Sahilde esnaf olan Nuri Değer’in açıklamasına göre gemi birden yan yatmıştı.
Değer, iki km ileride, kamyonların birbirlerine çarpışmasını gördükten kısa bir süre sonra geminin yan yattığını fark ettiğini belirtiyor.
Kaptan Mithat Altın ve mürettebat, yolcuları sakin olmaları konusunda telkin ederken gemi giderek su alıyordu. Geminin tahliyesi için gelen ekipler, yolcuları kurtarırken gemi de yaklaşık 20 dakika içinde sulara gömülmüştü.
Peki gemiye birdenbire ne olmuştu?
Kazadan sağ kurtulanlardan birisi, henüz yükleme anında geminin yan yattığını, içinde çok fazla yük olduğunu ve bunun pek de önemsenmediğini belirtmişti. Bir başka yolcunun açıklamasına bakıldığında işletmecilerin, daha fazla para toplamak için gemiyi kapasitesinden fazla doldurduğu anlaşılıyordu.
Aslında gemideki asıl sorunlardan biri, geminin işletmecisi olan İstanbul Lines Şirketi’nin güvenlik tedbirlerini almayışıydı. Kaptan Mithat Altın, asansör arızası gibi önemli güvenlik ihlallerini bildirmesine rağmen gereken önlemler alınmadı ve bu durum da kaza anındaki olumsuz etkenlerden biri oldu.
Geminin yükleme ve denge problemi olduğuna dair çelişkili raporlar ve donatanın gemi ile iletişimde sorumlulukları ihmal etmesi gibi faktörler de sebepler arasında.

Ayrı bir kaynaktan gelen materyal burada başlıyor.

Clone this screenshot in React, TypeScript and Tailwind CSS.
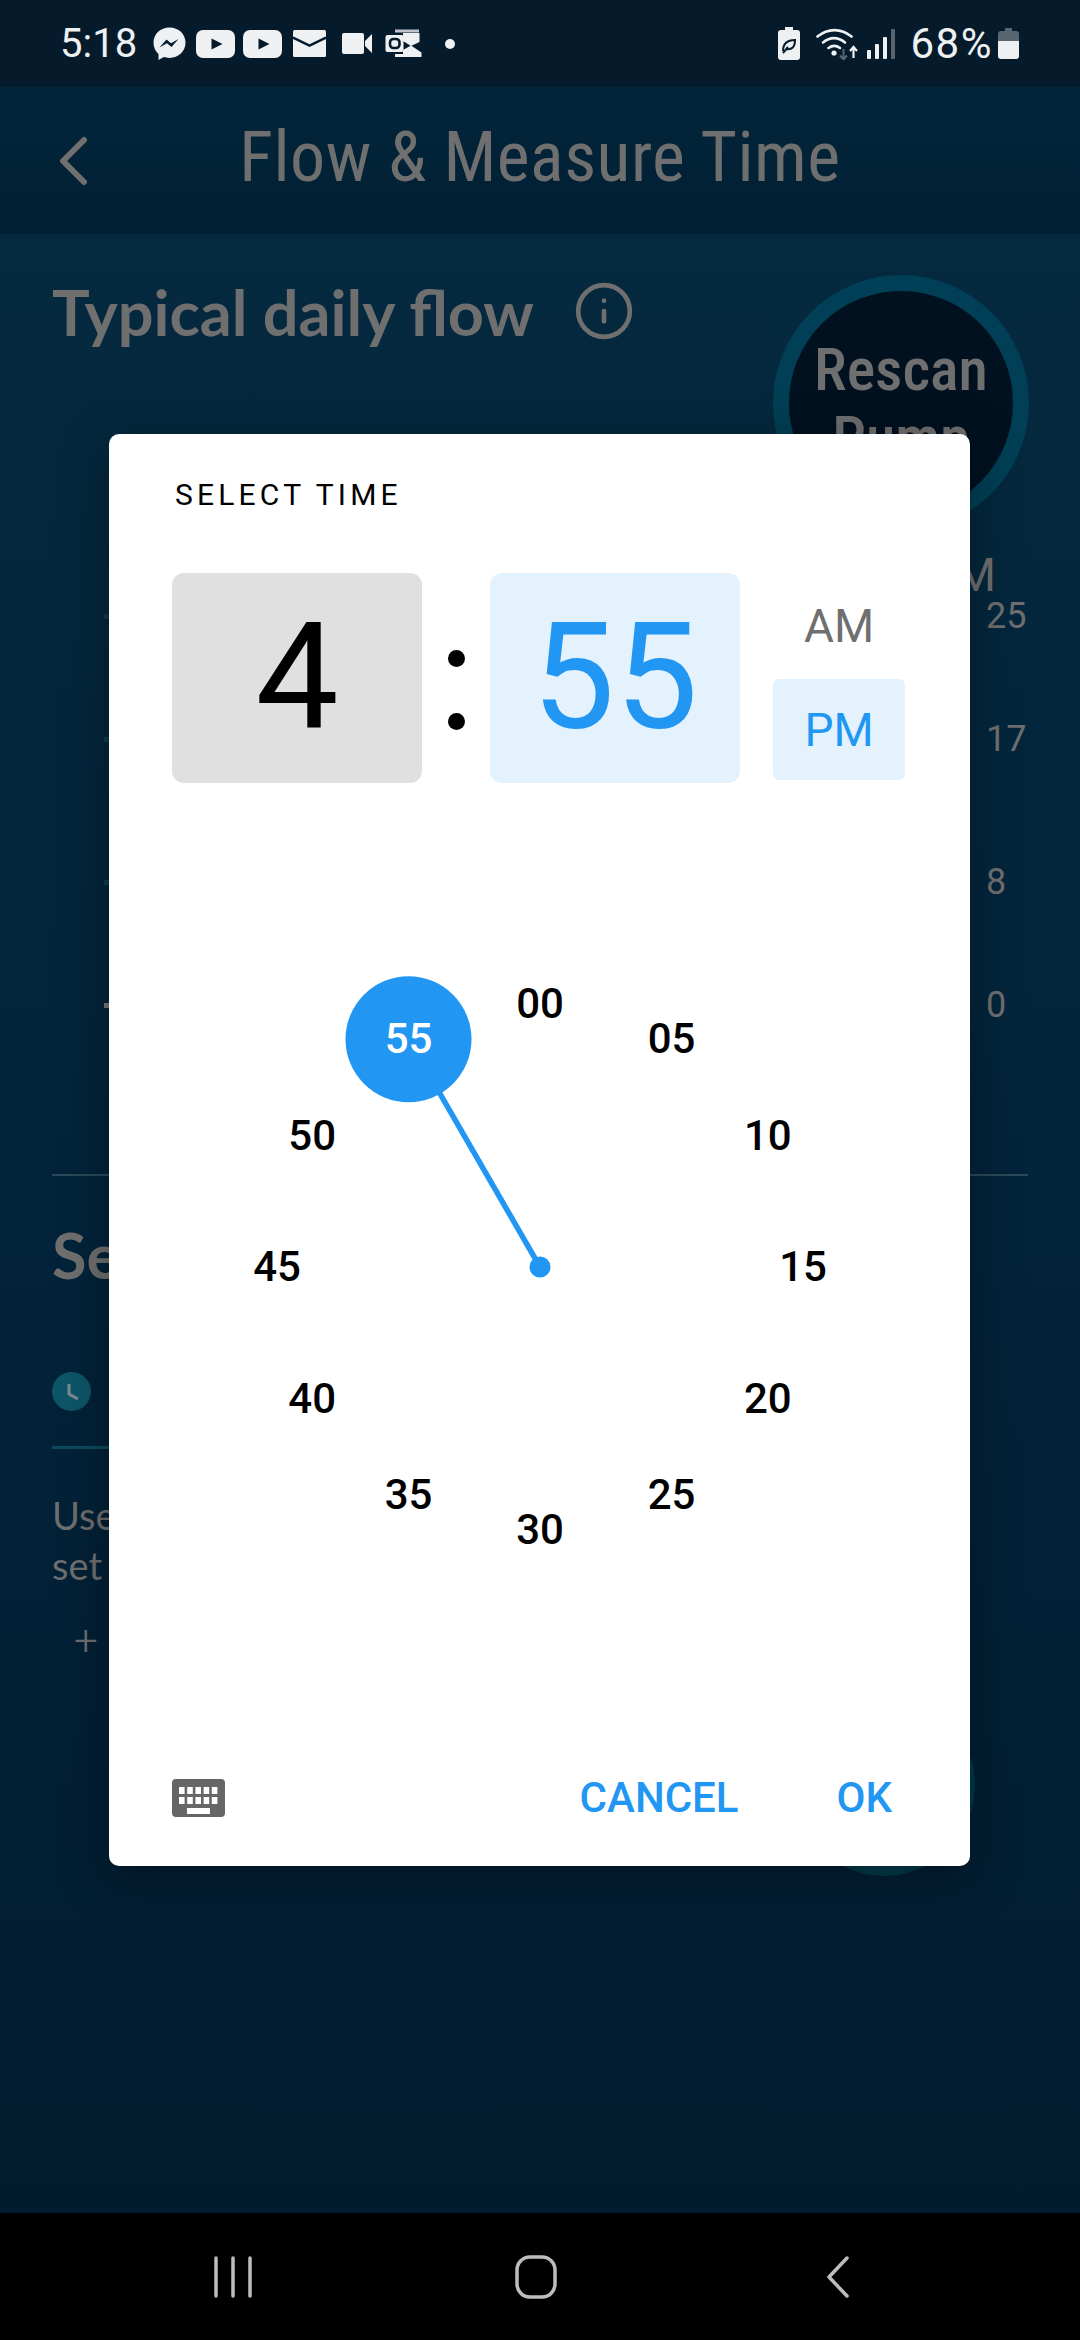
import { Info } from 'lucide-react';

const ROBOTO = "font-['Roboto',sans-serif]";
const DIM = 'text-[#6f6f6f]';

const MINUTES = ['00', '05', '10', '15', '20', '25', '30', '35', '40', '45', '50', '55'];

function ClockFace() {
  const cx = 431;
  const cy = 350;
  const r = 263;
  return (
    <div className="relative h-[700px] w-full mt-[134px]">
      <svg className="absolute inset-0" width="861" height="700">
        <line x1={cx} y1={cy} x2={cx - r * 0.5} y2={cy - r * 0.866} stroke="#2196f3" strokeWidth="5.5" />
        <circle cx={cx} cy={cy} r="10.5" fill="#2196f3" />
        <circle cx={cx - r * 0.5} cy={cy - r * 0.866} r="63" fill="#2196f3" />
      </svg>
      {MINUTES.map((m, i) => {
        const a = (i * 30 * Math.PI) / 180;
        return (
          <span
            key={m}
            className={`absolute -translate-x-1/2 -translate-y-1/2 text-[42px] leading-none font-medium ${
              m === '55' ? 'text-white' : 'text-black'
            }`}
            style={{ left: cx + r * Math.sin(a), top: cy - r * Math.cos(a) }}
          >
            {m}
          </span>
        );
      })}
    </div>
  );
}

function TimeDialog() {
  return (
    <div className={`absolute left-[109px] top-[434px] w-[861px] h-[1432px] flex flex-col rounded-[10px] bg-white shadow-[0_10px_50px_rgba(0,0,0,0.35)] ${ROBOTO}`}>
      <div className="mt-[46px] ml-[66px] h-[30px] text-[30px] leading-[30px] tracking-[0.14em] text-black">
        SELECT TIME
      </div>

      <div className="mt-[63px] ml-[63px] flex">
        <div className="flex h-[210px] w-[250px] items-center justify-center rounded-[12px] bg-[#e0e0e0] text-[148px] leading-none text-black">
          4
        </div>
        <div className="flex w-[68px] flex-col items-center justify-center gap-[46px] pt-[24px]">
          <span className="h-[17px] w-[17px] rounded-full bg-black" />
          <span className="h-[17px] w-[17px] rounded-full bg-black" />
        </div>
        <div className="flex h-[210px] w-[250px] items-center justify-center rounded-[12px] bg-[#e3f2fd] text-[148px] leading-none text-[#2196f3]">
          55
        </div>
        <div className="ml-[33px] flex w-[132px] flex-col">
          <div className="flex h-[106px] items-center justify-center text-[46px] leading-none text-[#6f6f6f]">AM</div>
          <div className="flex h-[101px] items-center justify-center rounded-[6px] bg-[#e3f2fd] text-[46px] leading-none text-[#2196f3]">PM</div>
        </div>
      </div>

      <ClockFace />

      <div className="mt-auto mb-[18px] flex h-[100px] items-center pl-[63px] pr-[78px]">
        <svg width="53" height="38" viewBox="0 0 53 38">
          <rect width="53" height="38" rx="4" fill="#666" />
          {[0, 1, 2, 3, 4].map((i) => (
            <g key={i} fill="#fff">
              <rect x={7 + i * 8.2} y="8" width="5.6" height="7" />
              <rect x={7 + i * 8.2} y="18" width="5.6" height="7" />
            </g>
          ))}
          <rect x="15" y="29" width="23" height="6" fill="#fff" />
        </svg>
        <span className="ml-auto text-[42px] leading-none font-medium text-[#2196f3]">CANCEL</span>
        <span className="ml-[98px] text-[42px] leading-none font-medium text-[#2196f3]">OK</span>
      </div>
    </div>
  );
}

function StatusBar() {
  const ic = '#eef0f2';
  return (
    <div className={`flex h-[87px] items-center bg-[#051b2c] pl-[60px] pr-[61px] ${ROBOTO}`}>
      <span className="text-[40px] leading-none text-[#eef0f2]">5:18</span>
      <div className="ml-[16px] flex items-center">
        {/* messenger */}
        <svg width="33" height="34" viewBox="0 0 33 34">
          <path d="M16.5 0.5C7.4 0.5 0.5 7 0.5 15.8c0 4.6 1.9 8.6 5 11.3v6l5.4-3c1.8.5 3.6.8 5.6.8 9.1 0 16-6.6 16-15.1C32.500 7 25.600 0.5 16.500 0.500z" fill={ic} />
          <path d="M6.500 20.500l7-8 4.500 3.800 7.500-4.300-7 8-4.500-3.800z" fill="#051b2c" />
        </svg>
        {/* youtube x2 */}
        {[10, 8].map((ml, i) => (
          <svg key={i} width="39" height="28" viewBox="0 0 39 28" style={{ marginLeft: ml }}>
            <rect width="39" height="28" rx="7" fill={ic} />
            <path d="M15.500 8.500l11 5.500-11 5.500z" fill="#051b2c" />
          </svg>
        ))}
        {/* mail */}
        <svg className="ml-[11px]" width="33" height="27" viewBox="0 0 33 27">
          <rect width="33" height="27" rx="1.500" fill={ic} />
          <path d="M0 7.500l16.500 8 16.500-8" fill="none" stroke="#051b2c" strokeWidth="2.500" />
        </svg>
        {/* video */}
        <svg className="ml-[16px]" width="30" height="21" viewBox="0 0 30 21">
          <rect width="22" height="21" rx="2" fill={ic} />
          <path d="M23 8l7-7v19l-7-7z" fill={ic} />
        </svg>
        {/* outlook */}
        <svg className="ml-[13px]" width="37" height="29" viewBox="0 0 37 29">
          <path d="M10 0.500h24v3h-24z" fill={ic} opacity="0.8" />
          <path d="M18 4h16.500v9l-8.500 4-8-5zM18 21l8-4.500 10.500 7v4.500H10v-3h8z" fill={ic} />
          <rect x="0.500" y="6" width="18" height="17" rx="2" fill={ic} />
          <rect x="5" y="10" width="9.500" height="9" rx="3.500" fill="none" stroke="#051b2c" strokeWidth="2.600" />
        </svg>
        <span className="ml-[23px] h-[10px] w-[10px] rounded-full bg-[#eef0f2]" />
      </div>

      <div className="ml-auto flex items-center">
        {/* power saving battery */}
        <svg width="22" height="33" viewBox="0 0 22 33">
          <path d="M7 0h8v3h4a3 3 0 0 1 3 3v24a3 3 0 0 1-3 3H3a3 3 0 0 1-3-3V6a3 3 0 0 1 3-3h4z" fill={ic} />
          <path d="M5 24c0-7 4-11 12-11 0 7-3 10-9 9M5 26l5-6" fill="none" stroke="#051b2c" strokeWidth="2" />
        </svg>
        {/* wifi */}
        <svg className="ml-[16px]" width="42" height="32" viewBox="0 0 42 32">
          <g fill="none" stroke={ic} strokeWidth="2.600" strokeLinecap="round">
            <path d="M1.500 8.500C12 0 25 0 35.500 8.500" />
            <path d="M7 14.500c7-5.500 15-5.500 22 0" />
            <path d="M12.500 20c3.500-2.500 8-2.500 11.500 0" />
          </g>
          <circle cx="18" cy="25" r="2.600" fill={ic} />
          <path d="M27.500 31V21M24 24.500l3.500-4 3.500 4" fill="none" stroke="#59666f" strokeWidth="2" transform="rotate(180 27.500 26)" />
          <path d="M37.500 30V19M34 23l3.500-4 3.500 4" fill="none" stroke={ic} strokeWidth="2.200" />
        </svg>
        {/* signal */}
        <svg className="ml-[9px]" width="28" height="30" viewBox="0 0 28 30">
          <rect x="0" y="21" width="4" height="9" rx="1" fill={ic} />
          <rect x="8" y="15" width="4" height="15" rx="1" fill={ic} />
          <rect x="16" y="8" width="4" height="22" rx="1" fill={ic} />
          <rect x="24" y="0" width="4" height="30" rx="1" fill="#59666f" />
        </svg>
        <span className="ml-[16px] text-[42px] leading-none tracking-[1.5px] text-[#eef0f2]">68%</span>
        <svg className="ml-[5px]" width="21" height="31" viewBox="0 0 21 31">
          <path d="M7 0h7v3h4a3 3 0 0 1 3 3v7H0V6a3 3 0 0 1 3-3h4z" fill="#59666f" />
          <path d="M0 13h21v15a3 3 0 0 1-3 3H3a3 3 0 0 1-3-3z" fill={ic} />
        </svg>
      </div>
    </div>
  );
}

function AxisRow({ value, tick, className }: { value: string; tick: string; className: string }) {
  return (
    <div className={`flex h-[40px] items-center ${className}`}>
      <span className={`ml-[104px] h-[5px] w-[6px] ${tick}`} />
      <span className={`ml-auto w-[94px] text-[36px] leading-none text-[#6f6f6f] ${ROBOTO}`}>{value}</span>
    </div>
  );
}

function Background() {
  return (
    <div className="flex h-[2340px] w-[1080px] flex-col bg-black">
      <StatusBar />

      <div className="flex h-[147px] items-center bg-gradient-to-b from-[#03253b] to-[#011f33]">
        <svg className="ml-[58px]" width="30" height="50" viewBox="0 0 30 50">
          <path d="M26 4L5 25l21 21" fill="none" stroke="#6f6f6f" strokeWidth="6" strokeLinecap="round" strokeLinejoin="round" />
        </svg>
        <div className={`-mt-[8px] flex-1 pr-[88px] text-center text-[70px] leading-none font-normal tracking-[0.5px] font-stretch-condensed ${DIM} ${ROBOTO}`}>
          Flow &amp; Measure Time
        </div>
      </div>

      <div className="flex-1 bg-gradient-to-b from-[#05293f] via-[#03233a] to-[#021c2f]">
        <div className="flex items-start pl-[52px]">
          <h1 className={`mt-[43px] text-[63px] leading-[70px] font-bold font-['Lato',sans-serif] ${DIM}`}>Typical daily flow</h1>
          <Info className="ml-[39px] mt-[46px] text-[#6f6f6f]" size={62} strokeWidth={1.8} />
          <div className="ml-auto mr-[51px] mt-[41px] flex h-[256px] w-[256px] flex-col items-center overflow-hidden rounded-full border-[16px] border-[#003f55] bg-[#01111f] pt-[45px]">
            <span className={`text-[60px] leading-[68px] font-medium font-stretch-condensed ${DIM} ${ROBOTO}`}>Rescan</span>
            <span className={`text-[60px] leading-[68px] font-medium font-stretch-condensed ${DIM} ${ROBOTO}`}>Pump</span>
          </div>
        </div>

        <div className="flex flex-col">
          <div className={`mt-[21px] ml-auto mr-[84px] text-[46px] leading-none ${DIM} ${ROBOTO}`}>PM</div>
          <AxisRow value="25" tick="bg-[#0d3a50]" className="-mt-[2px]" />
          <AxisRow value="17" tick="bg-[#0d3a50]" className="mt-[83px]" />
          <AxisRow value="8" tick="bg-[#0d3a50]" className="mt-[103px]" />
          <AxisRow value="0" tick="bg-[#777]" className="mt-[83px]" />
        </div>

        <div className="mx-[52px] mt-[149px] h-[2px] bg-[#2c4858]" />

        <div className="pl-[52px]">
          <h2 className={`mt-[44px] text-[63px] leading-[70px] font-bold font-['Lato',sans-serif] ${DIM}`}>Se</h2>
          <div className="mt-[82px] flex h-[39px] w-[39px] items-center justify-center rounded-full bg-[#0d5568]">
            <svg width="24" height="24" viewBox="0 0 24 24">
              <path d="M9 4v10l9 5" fill="none" stroke="#7c8a90" strokeWidth="3" />
            </svg>
          </div>
        </div>
        <div className="ml-[52px] mr-[300px] mt-[35px] h-[3px] bg-[#0b4a5e]" />
        <p className={`mt-[41px] ml-[52px] text-[38px] leading-[50px] font-['Lato',sans-serif] ${DIM}`}>
          Use
          <br />
          set
        </p>
        <div className={`ml-[74px] mt-[30px] text-[42px] leading-none font-light ${DIM} ${ROBOTO}`}>+</div>
        <div className="ml-[793px] mt-[32px] h-[182px] w-[182px] rounded-full bg-[#003a4a]" />
      </div>

      <div className="flex h-[127px] items-center justify-between bg-black pl-[213px] pr-[230px]">
        <svg width="40" height="42" viewBox="0 0 40 42">
          <path d="M3 2v38M20 2v38M37 2v38" stroke="#bdbdbd" strokeWidth="3.500" strokeLinecap="round" />
        </svg>
        <svg className="mr-[8px]" width="42" height="44" viewBox="0 0 42 44">
          <rect x="2" y="2" width="38" height="40" rx="13" fill="none" stroke="#bdbdbd" strokeWidth="3.500" />
        </svg>
        <svg width="24" height="42" viewBox="0 0 24 42">
          <path d="M21 2L3 21l18 19" fill="none" stroke="#bdbdbd" strokeWidth="3.500" strokeLinecap="round" strokeLinejoin="round" />
        </svg>
      </div>
    </div>
  );
}

export default function App() {
  return (
    <div className="relative h-[2340px] w-[1080px] overflow-hidden">
      <Background />
      <TimeDialog />
    </div>
  );
}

Gemideki denge sorununun, balast transferi operasyonu hatasından kaynaklanabileceği belirtilse de bu iddialar DEKİK raporu tarafından reddedildi. Rapor ise, geminin stabilite hesabının yapılmadan sefere çıkarılmasının geminin yük ve denge problemleriyle ilgili doğru bir değerlendirme yapılmasını zorlaştırdığını ortaya koydu.
Dahası da var. Gemideki üçüncü mühendisin aslında gerekli yeterliliklere sahip olmadığı ve meslek lisesi makine stajyeri olduğu tespit edildi.
Bunlar, geminin güvenliği konusundaki ciddi eksiklikleri olduğunu gösteriyordu.
Gemide kayıpların çoğunun da kamyonlarında uyuyan şoförler olduğu belirtildi. Aslında insanların, yolcu salonunda seyahat etmeleri gerektiği fakat kimsenin bu uyarıya uymadığına da dikkat çekiliyor.
Kaptanlar, Mithat Altın ve Uğur Kalkavan’a ise taksirle birden fazla kişinin ölümüne ve yaralanmasına sebep olmak suçundan 10 yıl hapis cezası verildi.
Hayat N gemisinin batışı, bir dizi güvenlik ihlali ve denetim eksikliği sonucunda yaşandı. Bu trajik olayın ardından alınan dersler, umuyoruz ki güvenlik bilincinin artmasına katkıda bulunmuştur.